With help from collection creator, Loyd Mbabu, I determined which national elections in Africa were held from January through July 2022, and pinpointed important websites related to these elections. I used Google’s advanced search to explore different regional domains and languages, noting interesting websites from blogs, NGOs, electoral monitoring organizations, opposition parties, and official government websites. I searched for websites that held any important information about the political process or climate within the country of focus. 

Screenshot of election details in spreadsheet

Screenshot of election details in spreadsheet

Once we had confirmed these websites — or seeds — I compiled them all into a shared Google spreadsheet and noted their metadata, including country, language, creator, and descriptions of the website content.

Screenshot of seed compilation and accompanying metadata details in spreadsheet

Screenshot of seed compilation and accompanying metadata details in spreadsheet

I then moved to the second phase of the project: web crawling with Archive-It. This tool collects all of the individual files from a website to produce a replication of the live site. The replication is accessible through a program called the Wayback Machine, and if you save the website, the copy will be stored permanently, even if the website is taken down.

My mentor, Scott Witmer, provided a comprehensive training in the functions and limitations of Archive-It. I read many documents and watched videos on the tool and analyzed my seed list to determine if any components might be more challenging to crawl; video, dynamic elements, and social media pages could all be obstacles for the crawler, or could use up our limited data. 

I then set up my first test crawls and conducted quality assurance checks. This meant that after each crawl, I had to compare the captures to the live website. I noted whether there were any differences, determined which documents I had to manually input into the crawl scope, and then ran another test, sometimes several times. 

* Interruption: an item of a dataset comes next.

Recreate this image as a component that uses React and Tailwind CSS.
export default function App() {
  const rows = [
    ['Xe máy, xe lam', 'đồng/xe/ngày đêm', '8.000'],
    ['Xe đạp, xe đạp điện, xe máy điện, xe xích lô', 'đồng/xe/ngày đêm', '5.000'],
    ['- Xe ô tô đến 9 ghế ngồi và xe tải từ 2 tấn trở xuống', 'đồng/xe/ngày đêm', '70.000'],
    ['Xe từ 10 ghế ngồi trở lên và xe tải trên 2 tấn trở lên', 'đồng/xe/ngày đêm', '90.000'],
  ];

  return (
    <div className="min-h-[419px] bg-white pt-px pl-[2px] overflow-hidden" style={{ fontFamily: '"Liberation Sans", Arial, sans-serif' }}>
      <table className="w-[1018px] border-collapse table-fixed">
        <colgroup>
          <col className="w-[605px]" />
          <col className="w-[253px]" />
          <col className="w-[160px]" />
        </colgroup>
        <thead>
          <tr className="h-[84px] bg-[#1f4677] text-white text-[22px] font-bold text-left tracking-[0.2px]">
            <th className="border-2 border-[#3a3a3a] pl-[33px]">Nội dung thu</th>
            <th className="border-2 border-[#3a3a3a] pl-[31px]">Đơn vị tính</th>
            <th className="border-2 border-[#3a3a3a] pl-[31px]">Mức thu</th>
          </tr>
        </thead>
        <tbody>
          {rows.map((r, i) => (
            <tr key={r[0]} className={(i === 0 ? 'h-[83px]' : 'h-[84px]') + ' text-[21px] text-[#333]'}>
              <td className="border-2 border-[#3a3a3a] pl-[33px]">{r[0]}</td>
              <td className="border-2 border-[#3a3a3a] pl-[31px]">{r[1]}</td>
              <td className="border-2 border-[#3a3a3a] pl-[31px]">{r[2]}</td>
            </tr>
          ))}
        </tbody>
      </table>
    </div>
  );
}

The limitations of Archive-It and the specificity of each website meant that troubleshooting needed to be considered on a case-by-case basis. I quickly learned that each issue would involve independent research on possible solutions. I looked through Google searches, read through the U-M Archive-It documentation, or brought questions to my weekly consultations with Scott if I couldn’t find the answer on my own.

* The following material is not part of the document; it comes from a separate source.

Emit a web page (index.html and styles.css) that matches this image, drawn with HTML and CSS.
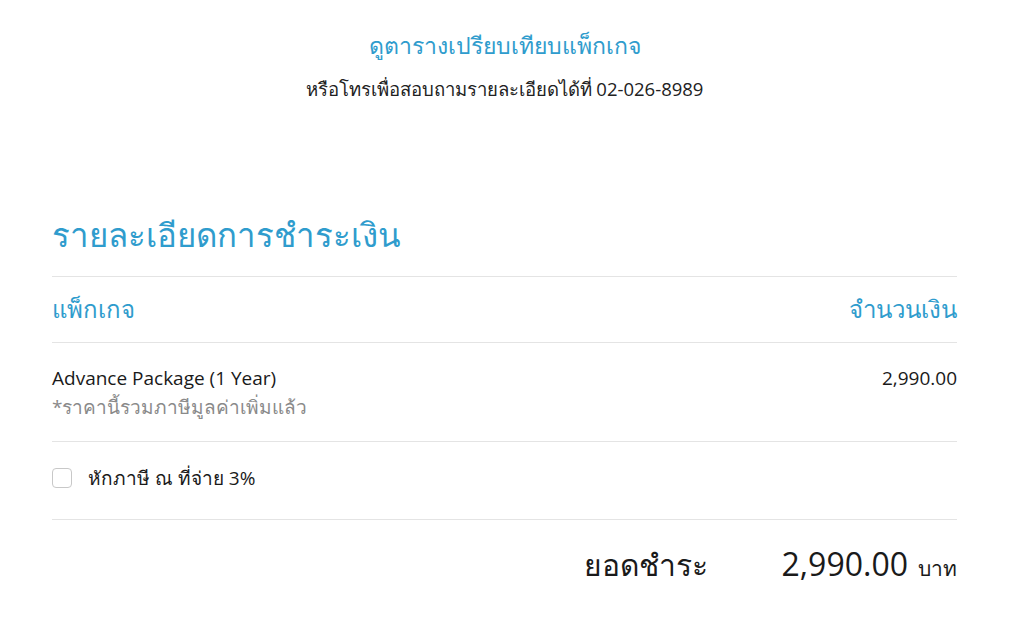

If I had a crawl that I couldn’t complete, Scott would remind me that sometimes an entirely successful capture of a website just isn’t possible with available tools. Researchers should always strive for complete replication, but when it cannot be achieved, even capturing 80 percent of its content will present most of the necessary information it contains about African democratic progress. Despite these obstacles, I  was still able to save a significant number of successful crawls and make them public. In the end, I published 16 seeds to the U-M Collection Portal, all with associated metadata.

Elections in Africa Archive-It portal from summer 2022

Elections in Africa Archive-It portal from summer 2022

Metadata groupings listed in Elections in Africa MLS 2022

Metadata groupings listed in Elections in Africa MLS 2022

Example of successful crawl in the Wayback Machine

Example of successful crawl in the Wayback Machine 

As I waited for crawls to complete, I also learned about ethical considerations of web crawling, considerations that also apply to the academic research world as a whole: each researcher must recognize the bias involved in what content is archived and whether one should notify its creator about its preservation. Initiatives such as Documenting the Now aim to address these concerns and ensure that content is always saved in an ethical manner. 

Throughout the course of the project, I developed a sense of my own project agency and managerial role. I made the content my own, honing my skills in independent research and leadership. I also learned how to set limits for myself upon entering a rabbit hole of information. I remained open-minded to going in different directions, to accepting the abandonment of a futile search.

I always process the impact of my work through what Scott and Loyd continually mentioned during our Friday meetings: I should always adjust my work to what would be most useful to future researchers. There was always an implication that what I was doing would certainly be used in future studies. I documented items that possibly won’t be present anywhere else in a few years. My work will offer posterity a more holistic view of political history — even if it’s through a single website.